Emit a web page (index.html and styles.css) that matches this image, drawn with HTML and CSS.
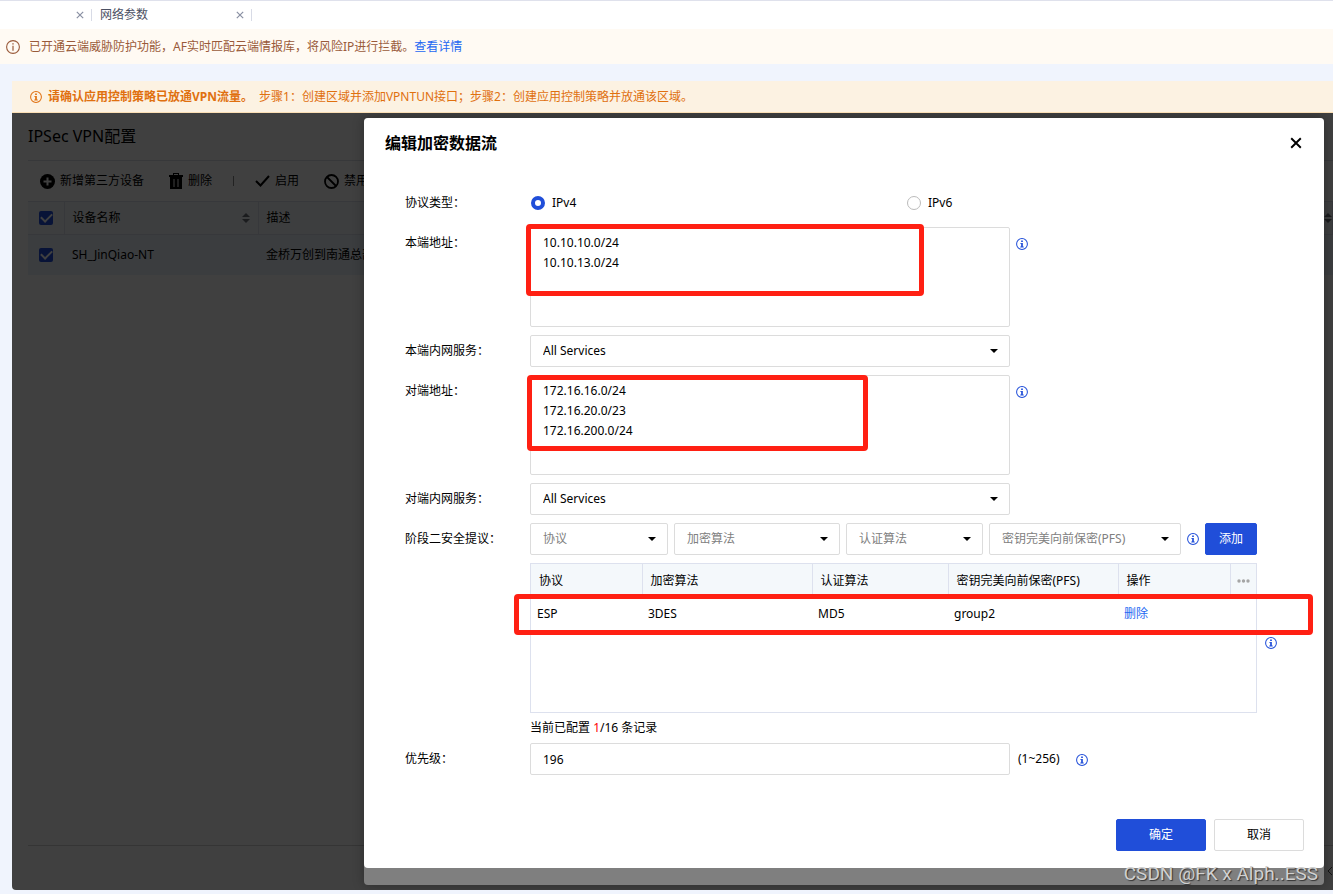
FILE: index.html
```html
<!DOCTYPE html>
<html lang="zh-CN">
  <head>
    <meta charset="utf-8" />
    <meta name="viewport" content="width=device-width, initial-scale=1" />
    <title>IPSec VPN配置</title>
    <link rel="stylesheet" href="styles.css">
  </head>
  <body>
    <svg class="sprite" aria-hidden="true">
      <symbol id="info" viewBox="0 0 14 14">
        <circle cx="7" cy="7" r="6.3" fill="none" stroke="currentColor" stroke-width="1.2"/>
        <path d="M6 2.900h2v1.800H6zM5 5.800h3v4.200h1v1H5v-1h1V6.800H5z" fill="currentColor"/>
      </symbol>
      <symbol id="info-thin" viewBox="0 0 14 14">
        <circle cx="7" cy="7" r="6.4" fill="none" stroke="currentColor" stroke-width="1.1"/>
        <path d="M6.300 3.200h1.400v1.400H6.300zM6.400 5.800h1.200v5H6.400z" fill="currentColor"/>
      </symbol>
      <symbol id="close" viewBox="0 0 10 10">
        <path d="M1 1l8 8M9 1L1 9" fill="none" stroke="currentColor"/>
      </symbol>
      <symbol id="sort" viewBox="0 0 8 10">
        <path d="M4 0l4 4H0zM4 10l4-4H0z" fill="currentColor"/>
      </symbol>
    </svg>

    <nav class="tabs">
      <div class="tab tab-first"><button class="icon-btn" aria-label="关闭"><svg width="8" height="8" stroke-width="1.5"><use href="#close"/></svg></button></div>
      <div class="tab"><span>网络参数</span><button class="icon-btn" aria-label="关闭"><svg width="8" height="8" stroke-width="1.5"><use href="#close"/></svg></button></div>
    </nav>

    <div class="notice">
      <svg width="14" height="14"><use href="#info-thin"/></svg>
      <span>已开通云端威胁防护功能，AF实时匹配云端情报库，将风险IP进行拦截。<a href="#">查看详情</a></span>
    </div>

    <div class="banner">
      <svg width="12" height="12"><use href="#info"/></svg>
      <strong>请确认应用控制策略已放通VPN流量。</strong>
      <span>步骤1：创建区域并添加VPNTUN接口；步骤2：创建应用控制策略并放通该区域。</span>
    </div>

    <main class="panel">
      <h1>IPSec VPN配置</h1>
      <div class="toolbar">
        <button>
          <svg width="15" height="15" viewBox="0 0 15 15"><circle cx="7.5" cy="7.5" r="7.5"/><path d="M7.5 3.5v8M3.5 7.5h8" stroke="#fff" stroke-width="2"/></svg>
          新增第三方设备
        </button>
        <button>
          <svg width="14" height="16" viewBox="0 0 14 16"><path fill-rule="evenodd" d="M4 0h6v2h4v2H0V2h4zM5 1v1h4V1zM1 4h12v12H1zM4.500 6v8h1V6zM8.500 6v8h1V6z"/></svg>
          删除
        </button>
        <span class="divider"></span>
        <button>
          <svg width="15" height="12" viewBox="0 0 15 12"><path d="M1 6l4.500 4.500L14 1" fill="none" stroke="#000" stroke-width="2"/></svg>
          启用
        </button>
        <button>
          <svg width="15" height="15" viewBox="0 0 15 15"><circle cx="7.500" cy="7.500" r="6.500" fill="none" stroke="#000" stroke-width="1.800"/><path d="M3 3l9 9" stroke="#000" stroke-width="1.800"/></svg>
          禁用
        </button>
      </div>
      <table class="devices">
        <thead>
          <tr>
            <th class="col-check"><input type="checkbox" aria-label="全选" checked></th>
            <th class="col-name"><div class="sortable">设备名称<svg width="8" height="10"><use href="#sort"/></svg></div></th>
            <th><div class="sortable">描述<svg width="8" height="10"><use href="#sort"/></svg></div></th>
          </tr>
        </thead>
        <tbody>
          <tr>
            <td class="col-check"><input type="checkbox" aria-label="SH_JinQiao-NT" checked></td>
            <td>SH_JinQiao-NT</td>
            <td>金桥万创到南通总部</td>
          </tr>
        </tbody>
      </table>
      <div class="pager">
        <button class="icon-btn" aria-label="上一页"><svg width="6" height="10" viewBox="0 0 6 10"><path d="M5 1L1 5l4 4" fill="none" stroke="#555"/></svg></button>
      </div>
      <div class="mask"></div>

      <div class="dialog-frame">
        <section class="dialog" role="dialog" aria-labelledby="dialogTitle">
          <header>
            <h2 id="dialogTitle">编辑加密数据流</h2>
            <button class="icon-btn close" aria-label="关闭"><svg width="12" height="12" stroke-width="1.6"><use href="#close"/></svg></button>
          </header>
          <form id="flowForm">
            <div class="row">
              <span class="label">协议类型：</span>
              <div class="radios">
                <label><input type="radio" name="family" checked>IPv4</label>
                <label><input type="radio" name="family">IPv6</label>
              </div>
            </div>
            <div class="row">
              <label class="label" for="localAddr">本端地址：</label>
              <div class="field">
                <textarea id="localAddr">10.10.10.0/24
10.10.13.0/24</textarea>
                <span class="mark mark-local"></span>
              </div>
              <svg class="tip" width="12" height="12"><use href="#info"/></svg>
            </div>
            <div class="row">
              <label class="label" for="localService">本端内网服务：</label>
              <div class="field select">
                <select id="localService"><option>All Services</option></select>
              </div>
            </div>
            <div class="row">
              <label class="label" for="peerAddr">对端地址：</label>
              <div class="field">
                <textarea id="peerAddr">172.16.16.0/24
172.16.20.0/23
172.16.200.0/24</textarea>
                <span class="mark mark-peer"></span>
              </div>
              <svg class="tip" width="12" height="12"><use href="#info"/></svg>
            </div>
            <div class="row">
              <label class="label" for="peerService">对端内网服务：</label>
              <div class="field select">
                <select id="peerService"><option>All Services</option></select>
              </div>
            </div>
            <div class="row">
              <label class="label" for="protocol">阶段二安全提议：</label>
              <div class="proposal">
                <div class="select hint"><select id="protocol"><option>协议</option></select></div>
                <div class="select hint"><select aria-label="加密算法"><option>加密算法</option></select></div>
                <div class="select hint"><select aria-label="认证算法"><option>认证算法</option></select></div>
                <div class="select hint"><select aria-label="密钥完美向前保密(PFS)"><option>密钥完美向前保密(PFS)</option></select></div>
                <svg width="12" height="12"><use href="#info"/></svg>
                <button type="button" class="btn primary">添加</button>
              </div>
            </div>
            <div class="row row-table">
              <span class="label"></span>
              <div class="proposal-list">
                <div class="table-box">
                  <table>
                    <colgroup>
                      <col class="c1"><col class="c2"><col class="c3"><col class="c4"><col class="c5"><col class="c6">
                    </colgroup>
                    <thead>
                      <tr><th>协议</th><th>加密算法</th><th>认证算法</th><th>密钥完美向前保密(PFS)</th><th>操作</th>
                        <th class="more"><svg width="13" height="4" viewBox="0 0 13 4"><circle cx="2" cy="2" r="1.700"/><circle cx="6.500" cy="2" r="1.700"/><circle cx="11" cy="2" r="1.700"/></svg></th></tr>
                    </thead>
                    <tbody>
                      <tr><td>ESP</td><td>3DES</td><td>MD5</td><td>group2</td><td><a href="#">删除</a></td><td></td></tr>
                    </tbody>
                  </table>
                  <span class="mark mark-row"></span>
                </div>
                <p>当前已配置 <em>1</em>/16 条记录</p>
              </div>
              <svg class="tip" width="12" height="12"><use href="#info"/></svg>
            </div>
            <div class="row">
              <label class="label" for="priority">优先级：</label>
              <div class="field"><input type="text" id="priority" value="196"></div>
              <span class="range">(1~256)</span>
              <svg class="tip" width="12" height="12"><use href="#info"/></svg>
            </div>
          </form>
          <footer>
            <button type="submit" form="flowForm" class="btn primary">确定</button>
            <button type="button" class="btn">取消</button>
          </footer>
        </section>
        <span class="watermark">CSDN @FK x Alph..ESS</span>
      </div>
    </main>
  </body>
</html>
```
FILE: styles.css
```css
* {
  box-sizing: border-box;
}
body {
  margin: 0;
  min-height: 100vh;
  display: flex;
  flex-direction: column;
  background-color: #f0f4fd;
  color: #000;
  font: 12px/20px "Noto Sans", "Noto Sans CJK SC", sans-serif;
  overflow-x: hidden;
}
button, input, select, textarea {
  font: inherit;
  color: inherit;
  margin: 0;
}
svg {
  display: block;
  flex-shrink: 0;
}
a {
  color: #2468f2;
  text-decoration: none;
}
.sprite {
  display: none;
}
.icon-btn {
  display: flex;
  padding: 0;
  border: 0;
  background: none;
  cursor: pointer;
}

/* top bars */
.tabs {
  display: flex;
  align-items: center;
  height: 29px;
  border-top: 1px solid #dfe1ec;
  background-color: #fff;
}
.tab {
  display: flex;
  align-items: center;
  justify-content: space-between;
  width: 160px;
  height: 12px;
  padding: 0 7px 0 8px;
  border-right: 1px solid #d8dbe6;
  color: #4b5063;
}
.tab-first {
  width: 92px;
  justify-content: flex-end;
}
.tab button {
  color: #8a90a3;
}
.notice {
  display: flex;
  align-items: center;
  gap: 9px;
  height: 35px;
  padding: 0 6px;
  background-color: #fffaf3;
  color: #9a5a3a;
}
.banner {
  display: flex;
  align-items: center;
  gap: 6px;
  height: 32px;
  margin: 17px 0 0 12px;
  padding: 0 18px;
  background-color: #fcf2e2;
  border-bottom: 1px solid #fbdfb5;
  color: #e0700f;
}
.banner strong {
  font-weight: 700;
}

/* device list behind the dialog */
.panel {
  position: relative;
  flex: 1;
  display: flex;
  flex-direction: column;
  margin: 0 0 4px 12px;
  padding-left: 16px;
  background-color: #fff;
  border-radius: 0 0 0 4px;
  overflow: hidden;
}
h1 {
  margin: 0;
  font-size: 16px;
  font-weight: 400;
  line-height: 47px;
  border-bottom: 1px solid #dcdfe6;
}
.toolbar {
  display: flex;
  align-items: center;
  gap: 25px;
  height: 40px;
  padding-left: 12px;
}
.toolbar button {
  display: flex;
  align-items: center;
  gap: 5px;
  padding: 0;
  border: 0;
  background: none;
  white-space: nowrap;
}
.divider {
  width: 1px;
  height: 10px;
  margin: 0 -4px;
  background-color: #888;
}
.devices {
  width: 100%;
  border-collapse: collapse;
  table-layout: fixed;
}
.devices th, .devices td {
  padding: 0 8px;
  text-align: left;
  font-weight: 400;
  white-space: nowrap;
}
.devices th {
  height: 33px;
  background-color: #f4f8fb;
  border: 1px solid #d9dfea;
  border-left: 0;
}
.devices th:last-child {
  padding-right: 0;
}
.devices td {
  height: 40px;
  background-color: #ecf2fb;
}
.devices .col-check {
  width: 36px;
  padding: 0 11px;
}
.col-name {
  width: 194px;
}
.sortable {
  display: flex;
  align-items: center;
  justify-content: space-between;
}
.sortable svg {
  color: #6b6f78;
}
input[type="checkbox"] {
  appearance: none;
  display: grid;
  place-items: center;
  width: 14px;
  height: 14px;
  border-radius: 2px;
  background-color: #204ed9;
}
input[type="checkbox"]::after {
  content: "";
  width: 9px;
  height: 5px;
  margin-bottom: 3px;
  border: solid #fff;
  border-width: 0 0 2px 2px;
  transform: rotate(-45deg);
}
.pager {
  display: flex;
  align-items: center;
  justify-content: flex-end;
  height: 45px;
  margin-top: auto;
  padding-top: 5px;
  border-top: 1px solid #d4d4d4;
}
.mask {
  position: absolute;
  inset: 0;
  background-color: rgba(0, 0, 0, .75);
}

/* dialog */
.dialog-frame {
  position: absolute;
  top: 5px;
  right: 9px;
  bottom: 5px;
  left: 352px;
  display: flex;
  flex-direction: column;
  padding-bottom: 17px;
  border-radius: 4px;
  background-color: #7f7f7f;
  box-shadow: 0 0 12px rgba(0, 0, 0, .3);
}
.dialog {
  flex: 1;
  display: flex;
  flex-direction: column;
  border-radius: 4px;
  background-color: #fff;
}
.dialog header {
  display: flex;
  align-items: center;
  justify-content: space-between;
  height: 50px;
  padding: 0 22px 0 21px;
}
h2 {
  margin: 0;
  font-size: 16px;
  font-weight: 700;
}
.dialog form {
  padding: 19px 41px 0;
}
.row {
  display: flex;
  margin-bottom: 8px;
}
.label {
  flex: 0 0 125px;
  line-height: 32px;
}
.field {
  position: relative;
  flex: 0 1 480px;
}
.radios {
  display: flex;
  flex: 1;
}
.radios label {
  display: flex;
  align-items: center;
  gap: 7px;
  width: 376px;
  height: 32px;
}
input[type="radio"] {
  appearance: none;
  width: 14px;
  height: 14px;
  margin-left: 1px;
  border: 1px solid #bbb;
  border-radius: 50%;
  background-color: #fff;
}
input[type="radio"]:checked {
  border: 4px solid #204ed9;
}
textarea, select, input[type="text"] {
  display: block;
  width: 100%;
  height: 32px;
  padding: 0 12px;
  border: 1px solid #dcdcdc;
  border-radius: 2px;
  background-color: #fff;
}
textarea {
  height: 100px;
  padding: 5px 12px;
  resize: none;
}
select {
  appearance: none;
}
.select {
  display: grid;
  align-items: center;
}
.select select, .select::after {
  grid-area: 1 / 1;
}
.select::after {
  content: "";
  z-index: 1;
  justify-self: end;
  margin-right: 12px;
  border: 4px solid transparent;
  border-top-color: #000;
  border-bottom: 0;
  pointer-events: none;
}
.hint select {
  color: #808080;
}
.tip {
  margin: 11px 0 0 6px;
}
.tip, .proposal svg {
  color: #204ed9;
}
.proposal {
  flex: 0 1 727px;
  display: grid;
  grid-template-columns: 138fr 166fr 137fr 192fr 12px 52px;
  align-items: center;
  gap: 6px;
}
.btn {
  height: 32px;
  padding: 0;
  border: 1px solid #dcdcdc;
  border-radius: 2px;
  background-color: #fff;
  cursor: pointer;
}
.btn.primary {
  border-color: #204ed9;
  background-color: #204ed9;
  color: #fff;
}
.row-table {
  margin-bottom: 0;
}
.row-table .tip {
  margin: 74px 0 0 8px;
}
.proposal-list {
  flex: 0 1 727px;
}
.proposal-list p {
  margin: 0;
  line-height: 30px;
}
.proposal-list em {
  color: #f00;
  font-style: normal;
}
.table-box {
  position: relative;
  height: 150px;
  border: 1px solid #dde1ee;
}
.table-box table {
  width: 100%;
  table-layout: fixed;
  border-collapse: collapse;
}
.table-box th, .table-box td {
  height: 33px;
  padding: 0 6px;
  text-align: left;
  font-weight: 400;
  white-space: nowrap;
}
.table-box th {
  padding: 0 8px;
  background-color: #f4f8fb;
  border-right: 1px solid #dde1ee;
}
.table-box th:last-child {
  border-right: 0;
}
.table-box .more {
  padding: 0 6px;
}
.more svg {
  fill: #a5a5a5;
}
.c1 { width: 111px; }
.c2 { width: 170px; }
.c3 { width: 136px; }
.c5 { width: 112px; }
.c6 { width: 26px; }
.range {
  margin: 0 10px 0 8px;
  line-height: 32px;
}

.dialog footer {
  display: flex;
  justify-content: flex-end;
  gap: 8px;
  margin-top: auto;
  padding: 0 20px 17px;
}
.dialog footer .btn {
  width: 90px;
}

/* red highlight boxes */
.mark {
  position: absolute;
  border: 5px solid #ff2013;
  border-radius: 4px;
  pointer-events: none;
}
.mark-local {
  top: -3px;
  left: -4px;
  width: 398px;
  height: 72px;
}
.mark-peer {
  top: 0;
  left: -3px;
  width: 341px;
  height: 76px;
}
.mark-row {
  top: 30px;
  left: -17px;
  right: -57px;
  height: 41px;
}
.watermark {
  position: absolute;
  right: 6px;
  bottom: 1px;
  color: #d0d0d0;
  font-family: Roboto, "Liberation Sans", sans-serif;
  font-size: 19px;
  text-shadow: 1px 1px 1px #333;
}
```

+++++

Report every line containing the word "styles" from the listing above.

Emit a web page (index.html and styles.css) that matches this image, drawn with HTML and CSS.
    <link rel="stylesheet" href="styles.css">
FILE: styles.css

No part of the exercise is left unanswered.